A recent research study conducted by a former Bangladesh Bank governor has come up with some startling facts. Of the eighteen banks surveyed, their managements were clueless about where the credit was going. Indeed, several senior bank officials, both serving and retired, have stressed that bank credit must be prioritised to meet the needs of productive sectors.
With private sector growth hitting an approximate 19.9 per cent, it becomes more imperative than ever that adequate bank credit is made available to it so as to ensure desired economic growth. Needless to say, banks are required to make profit. Hence, there has been a move by certain banks to invest in areas that generate a higher rate of return than industrial loans. This has been made possible due to lax monitoring by the central bank (BB). However, for BB to carry out its role as monitor properly it will require to be empowered and made fully autonomous -- two areas that remain sadly unaddressed till date.

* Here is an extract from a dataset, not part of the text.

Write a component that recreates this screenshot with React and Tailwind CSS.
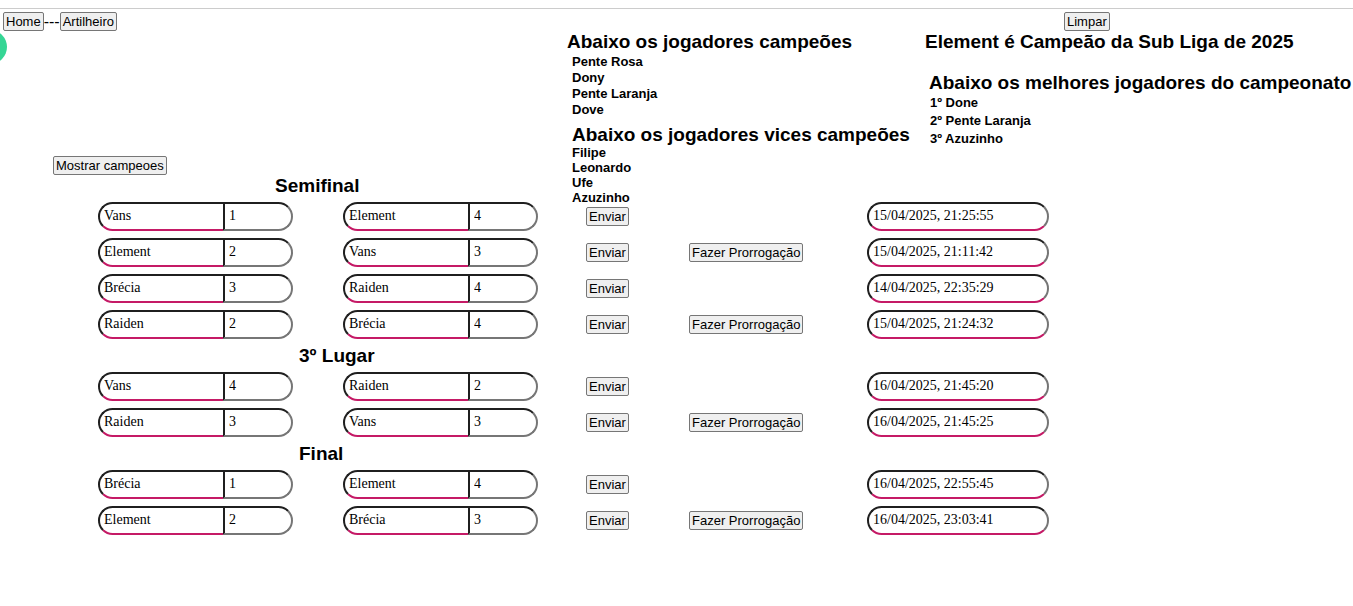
import React from "react";

const stages = [
  {
    title: "Semifinal",
    matches: [
      { home: "Vans", homeGoals: 1, away: "Element", awayGoals: 4, date: "15/04/2025, 21:25:55" },
      { home: "Element", homeGoals: 2, away: "Vans", awayGoals: 3, date: "15/04/2025, 21:11:42", extra: true },
      { home: "Brécia", homeGoals: 3, away: "Raiden", awayGoals: 4, date: "14/04/2025, 22:35:29" },
      { home: "Raiden", homeGoals: 2, away: "Brécia", awayGoals: 4, date: "15/04/2025, 21:24:32", extra: true },
    ],
  },
  {
    title: "3º Lugar",
    matches: [
      { home: "Vans", homeGoals: 4, away: "Raiden", awayGoals: 2, date: "16/04/2025, 21:45:20" },
      { home: "Raiden", homeGoals: 3, away: "Vans", awayGoals: 3, date: "16/04/2025, 21:45:25", extra: true },
    ],
  },
  {
    title: "Final",
    matches: [
      { home: "Brécia", homeGoals: 1, away: "Element", awayGoals: 4, date: "16/04/2025, 22:55:45" },
      { home: "Element", homeGoals: 2, away: "Brécia", awayGoals: 3, date: "16/04/2025, 23:03:41", extra: true },
    ],
  },
];

const champions = ["Pente Rosa", "Dony", "Pente Laranja", "Dove"];
const runnersUp = ["Filipe", "Leonardo", "Ufe", "Azuzinho"];
const bestPlayers = ["1º Done", "2º Pente Laranja", "3º Azuzinho"];

function Button({ children }) {
  return (
    <button
      type="button"
      className="h-[19px] rounded-[2px] border border-[#767676] bg-[#efefef] px-[2px] text-[13px] leading-[17px] whitespace-nowrap text-black"
    >
      {children}
    </button>
  );
}

function Heading({ children }) {
  return <h3 className="text-[19px] leading-5 font-bold whitespace-nowrap">{children}</h3>;
}

function Team({ name, goals, label }) {
  return (
    <div className="flex h-[29px]">
      <input
        aria-label={label}
        defaultValue={name}
        className="w-[125px] rounded-l-[15px] border-2 border-r-0 border-[#1f1f1f] border-b-[#c51a66] bg-white pb-px pl-1 font-['Liberation_Serif',serif] text-[14px] leading-5 outline-none"
      />
      <input
        aria-label={`Gols ${label}`}
        defaultValue={goals}
        className="w-[70px] rounded-r-[15px] border-2 border-[#1f1f1f] border-r-[#767676] border-b-[#767676] bg-white pb-px pl-1 font-['Liberation_Serif',serif] text-[14px] leading-5 outline-none"
      />
    </div>
  );
}

function Match({ match }) {
  return (
    <div className="grid grid-cols-[245px_243px_103px_178px_182px] items-center pl-[98px]">
      <Team name={match.home} goals={match.homeGoals} label="Mandante" />
      <Team name={match.away} goals={match.awayGoals} label="Visitante" />
      <div className="flex">
        <Button>Enviar</Button>
      </div>
      <div className="flex">{match.extra && <Button>Fazer Prorrogação</Button>}</div>
      <input
        aria-label="Data"
        defaultValue={match.date}
        className="h-[29px] w-full rounded-[15px] border-2 border-[#1f1f1f] border-r-[#767676] border-b-[#c51a66] bg-white pb-px pl-1 font-['Liberation_Serif',serif] text-[14px] leading-5 outline-none"
      />
    </div>
  );
}

function StageTitle({ children, indent }) {
  return (
    <div className={`flex h-[33px] items-center ${indent}`}>
      <Heading>{children}</Heading>
    </div>
  );
}

export default function App() {
  return (
    <div className="relative overflow-hidden bg-white pt-2 font-['Liberation_Sans',Arial,sans-serif] text-black">
      <span className="absolute top-[30px] left-[-27px] size-[34px] rounded-full bg-[#35d695]" />
      <header className="grid grid-cols-[564px_358px_1fr] border-t border-[#cccccc] pt-[3px] pl-[3px]">
        <div className="flex flex-col justify-between">
          <nav className="flex items-center text-[16px] leading-[19px]">
            <Button>Home</Button>
            <span>---</span>
            <Button>Artilheiro</Button>
          </nav>
          <div>
            <div className="flex h-[13px] items-start pl-[50px]">
              <Button>Mostrar campeoes</Button>
            </div>
            <StageTitle indent="pl-[272px]">{stages[0].title}</StageTitle>
          </div>
        </div>

        <div className="-mb-[3px] pt-5">
          <Heading>Abaixo os jogadores campeões</Heading>
          <ul className="pt-[2px] pl-[5px] text-[13px] leading-4 font-bold">
            {champions.map((name) => (
              <li key={name}>{name}</li>
            ))}
          </ul>
          <div className="pt-[7px] pl-[5px]">
            <Heading>Abaixo os jogadores vices campeões</Heading>
            <ul className="text-[13px] leading-[15px] font-bold">
              {runnersUp.map((name) => (
                <li key={name}>{name}</li>
              ))}
            </ul>
          </div>
        </div>

        <div>
          <div className="flex pb-px pl-[139px]">
            <Button>Limpar</Button>
          </div>
          <Heading>Element é Campeão da Sub Liga de 2025</Heading>
          <div className="pt-[21px] pl-1">
            <Heading>Abaixo os melhores jogadores do campeonato</Heading>
            <ul className="flex flex-col pt-px pl-px text-[13px] leading-[18px] font-bold">
              {bestPlayers.map((name) => (
                <li key={name}>{name}</li>
              ))}
            </ul>
          </div>
        </div>
      </header>

      <main>
        {stages.map((stage, index) => (
          <section key={stage.title}>
            {index > 0 && <StageTitle indent="pl-[299px]">{stage.title}</StageTitle>}
            <div className="flex flex-col gap-[7px]">
              {stage.matches.map((match) => (
                <Match key={match.date} match={match} />
              ))}
            </div>
          </section>
        ))}
      </main>
    </div>
  );
}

The debate on further credit to private sector is strong on both sides. BB maintains that higher credit flow to private sector may fuel double-digit inflation. The counterargument to this is an expanding private sector not only helps develop the economy but also generates new employment. Both arguments are valid, but that is not the question here. The fact that even after the largest financial scam of the country, that of the Hall-Mark Group, the scars of which are still fresh in people's minds, we are seeing a re-enactment of poor monitoring and overseeing by BB. This obviously cannot be allowed to continue. The government must act decisively to arm BB with both tools and authority so that it may safeguard the national financial interest.